Zur Bewältigung der gegenwärtigen Kirchenkrise können Transformation und Innovation zu einem möglichen Ausweg führen. Dabei werden theologische Gehalte vermittels methodischer Innovationen transformiert und auf diese Weise den zeitgenössischen Denk- und Sprachwelten angepasst. Der Zweck scheint die Mittel zu heiligen: Intendiert wird eine Christusbegegnung, die frei von historischen Altlasten und systematischen Korsetten dem alltäglichen Leben der Menschen gerecht werden kann. In seinem neuen Buch mahnt Reinhard Thöle eindringlich an, dass ebendies zu einer unmittelbaren Preisgabe und Überwindung der bewährten, erfüllenden Gehalte des christlichen Glaubens führt. Besonders im liturgischen Geschehen zeigt sich die Anverwandlung menschlicher Kategorien in einem dem traditionellen Verständnis nach von Gott gnadenhaft geschenkten, heilbringenden Vollzug. Was aber kann eine Alternative sein?

Reinhard Thöle setzt sich für eine „mythopoetische Rebellion“ der Liturgie und somit für die Reintegration eines geläuterten Mythos-Begriffes ein. Dieser Ansatz mag an Karl Jaspers erinnern: Für Jaspers war der Mythos ein Medium der eingegrenzten, menschenmöglichen Entschlüsselung der Transzendenz in der Gestalt von Chiffren. Obwohl die Chiffre-Konzeption zu kritisieren ist, da sie letztlich in Beliebigkeiten mündet, setzte Jaspers das qualitativ Eine voraus und identifizierte Transzendenz mit Gott. Für ihn traf im Mythos die menschliche Existenz auf das ewige Sein, wenngleich die gegebene Distanz darin erhalten blieb. Mit Reinhard Thöle wäre zu überlegen, wie die „Wahrheit des Mythos“ (Kurt Hübner) eine speziell christlich verstandene Wahrheit des Mythos sein kann.

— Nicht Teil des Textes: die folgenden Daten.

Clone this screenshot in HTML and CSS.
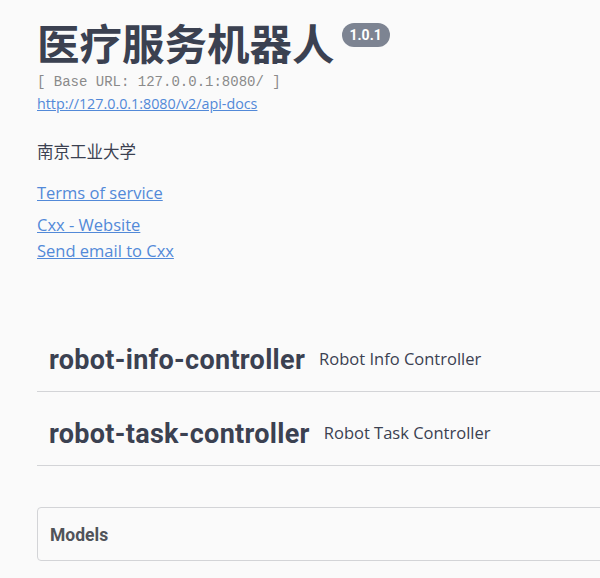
FILE: index.html
```html
<!DOCTYPE html>
<html lang="zh">
<head>
<meta charset="utf-8">
<title>医疗服务机器人</title>
<link rel="stylesheet" href="styles.css">
</head>
<body>
<div class="wrapper">
  <section class="info">
    <h2 class="title">医疗服务机器人 <span class="version">1.0.1</span></h2>
    <pre class="base-url">[ Base URL: 127.0.0.1:8080/ ]</pre>
    <a class="spec-link" href="#">http://127.0.0.1:8080/v2/api-docs</a>
    <p class="desc">南京工业大学</p>
    <a class="terms" href="#">Terms of service</a>
    <div class="contact">
      <a href="#">Cxx - Website</a>
      <a href="#">Send email to Cxx</a>
    </div>
  </section>
  <section class="tags">
    <h4 class="tag"><span class="tag-name">robot-info-controller</span><small class="tag-desc">Robot Info Controller</small></h4>
    <h4 class="tag"><span class="tag-name">robot-task-controller</span><small class="tag-desc">Robot Task Controller</small></h4>
  </section>
  <section class="models">
    <h4 class="models-title">Models</h4>
  </section>
</div>
</body>
</html>
```
FILE: styles.css
```css
html, body {
  margin: 0;
  padding: 0;
  background: #fafafa;
  overflow: hidden;
}
.wrapper {
  padding-left: 37px;
  width: 640px;
  color: #3b4151;
  font-family: "Open Sans", "Noto Sans CJK SC", sans-serif;
}
.title {
  display: flex;
  align-items: flex-start;
  margin: 18px 0 0;
  font: 700 42.5px/48px "Noto Sans CJK SC", sans-serif;
  color: #3b4151;
}
.version {
  margin: 5px 0 0 7px;
  padding: 0 8px;
  background: #7d8492;
  color: #fff;
  border-radius: 12px;
  font: 700 14px/24px Roboto, sans-serif;
}
.base-url {
  margin: 7px 0 0;
  font: 14px/18px "Liberation Mono", monospace;
  color: #8a8a8a;
}
a {
  color: #5289d8;
  text-decoration: underline;
}
.spec-link {
  display: block;
  margin-top: 3px;
  font: 14.3px/19px "Open Sans", sans-serif;
}
.desc {
  margin: 28px 0 0;
  font: 16.5px/22px "Open Sans", "Noto Sans CJK SC", sans-serif;
  color: #3b4151;
}
.terms {
  display: block;
  margin-top: 17px;
  font: 16.5px/26px "Open Sans", sans-serif;
}
.contact {
  display: flex;
  flex-direction: column;
  align-items: flex-start;
  margin-top: 6px;
  font: 16.5px/26px "Open Sans", sans-serif;
}
.tags {
  margin-top: 60px;
}
.tag {
  display: flex;
  align-items: flex-start;
  margin: 0 0 6px;
  padding: 18px 10px 13px 12px;
  border-bottom: 1px solid #d3d4d7;
}
.tag-name {
  font: 700 27px/36px Roboto, sans-serif;
  letter-spacing: 0.3px;
  color: #3b4151;
}
.tag-desc {
  margin: 5.5px 0 0 14px;
  font: 16.5px/22px "Open Sans", sans-serif;
  color: #3b4151;
}
.models {
  margin-top: 41px;
  border: 1px solid #d3d4d7;
  border-radius: 4px;
  padding: 16px 12px 14px;
}
.models-title {
  margin: 0;
  font: 700 17.5px/22px Roboto, sans-serif;
  color: #505359;
}
```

Mit Blick auf gottesdienstliche Entwicklungen ist zu fragen: Wozu ist Liturgie gut, wenn bei der Planung und Durchführung zunehmend und konsequent weltliche Maßstäbe angelegt werden? Das Anliegen des Buches ist zu begrüßen, denn die Lebenswirklichkeit der Menschen ernst zu nehmen bedeutet auch, entgegen manch liturgischen Verzerrungen eine Sphäre für das zu schaffen, was kein Auge gesehen und kein Ohr gehört hat (vgl. 1 Kor 2,9).